FAQ
Test Data
If you don't have VLSV data at hand, Vlasiator.jl provides some test data for you to begin with.
using LazyArtifacts
rootpath = artifact"testdata"
files = joinpath.(rootpath, ("bulk.1d.vlsv", "bulk.2d.vlsv", "bulk.amr.vlsv"))
These are also used in the standard test. These will be automatically downloaded from vlsv_data if you run the package test locally.
Performance
The VLSV loader inherits the basic structure from Analysator and is redesigned for performance.
- For general data reading, a dictionary is constructed for cell IDs and orderings for O(1) timings.
- It is faster to read a bunch of cell IDs together, if possible, than to read each cell one-by-one.
- Specific methods are provided for targeted tasks that are much faster than the generic approaches. For instance,
extractsat
for multi-frame static satellite extraction can be more than 10x faster than first reading the metadata and then extracting variables for each frame.
For development, it is recommended to use PkgBenchmark.jl to run the test suite:
using PkgBenchmark, Vlasiator
results = benchmarkpkg(Vlasiator)
or if you want to compare the current status of the package against a different git version
judge(Vlasiator, "97e3dca6b2474d7bdc5b62b5bf98ecf070516e5e")

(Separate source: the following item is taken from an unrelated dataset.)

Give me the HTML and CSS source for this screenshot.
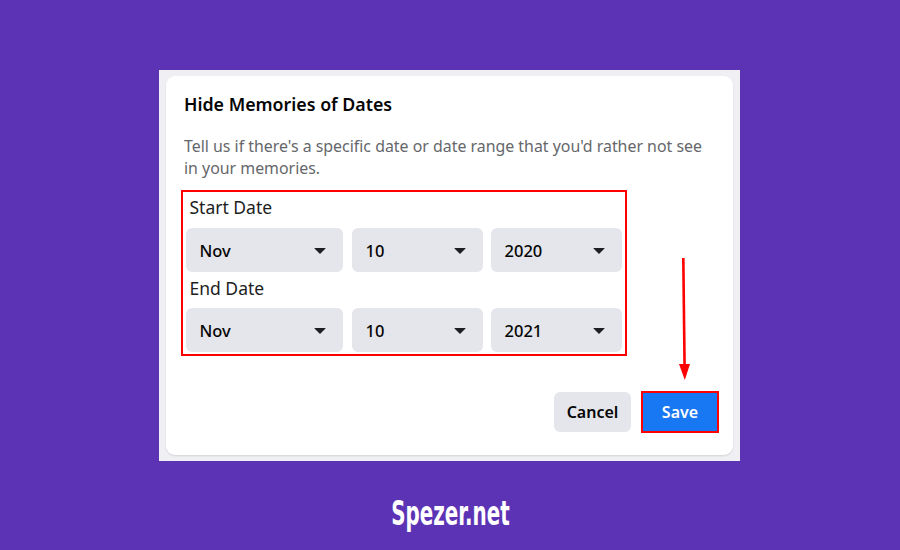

To export results to Markdown,
export_markdown("testresult", results)
See more in the PkgBenchmark manual.
Precision
For post-processing and data analysis purposes, it makes less sense to stick to double precisions, so we mostly use Float32
in Vlasiator.jl for numerical arrays. Several exceptions are:
- physical constants are defined in
Float64
, since single precision only resolves up to ±3.4E+38, and it may go out of bound in the middle of calculation (e.g. plasma frequency).
Int vs. UInt
Integers but not unsigned integers shall be used for indexing, even though unsigned integers are tempting.
Memory
Vlasiator output files can be large. If we have limited memory relative to the file size, Vlasiator.jl provide direct hard disk mapping through mmap
in Julia. With this mechanism you never need to worry about unable to process data with small free memory. Besides, we found that proper usage of mmap
can also speed up reading and reduce memory comsumption. However, without reinterpret
we may encounter the alignment issue. Therefore, we check the page alignment while using mmap
.
The memory layout of the field solver grid is a bit tricky when converting from 1D arrays to multidimensional arrays. In pyvlasiator/analysator, the FSgrid output fg_b
has size of (nx,ny,nz,3); In Vlasiator.jl, the final output would be size of (3, nx,ny,nz).
Parallelism
The current design choice is to achieve optimal serial performance per file, and apply parallel processing across individual files. In most common cases, the time it takes for post-processing one snapshot is reasonably short, but the number of snapshots are large. Julia's built-in support for all kinds of parallelism paradigm (multithreading, multiprocessing, channel) and external support from packages (MPI.jl, Polyester.jl) can be relatively easily incorported to make the whole workflow parallel.
- multi-threading with
@threads
(recommended when working within one node) - multi-processing with
pmap
- multi-processing with
RemoteChannel
ClusterManagers
for multi-node jobs
See more in the examples.
VTK
VLSV is just an uncompressed binary format. If we convert VLSV to VTK through write_vtk
, the generated VTK files, even the highest resolution one with every coarse cell mapping to the finest level, can be several times smaller than the original VLSV file.
One drawback of this conversion is that it cannot deal with phase space outputs, i.e. VDFs.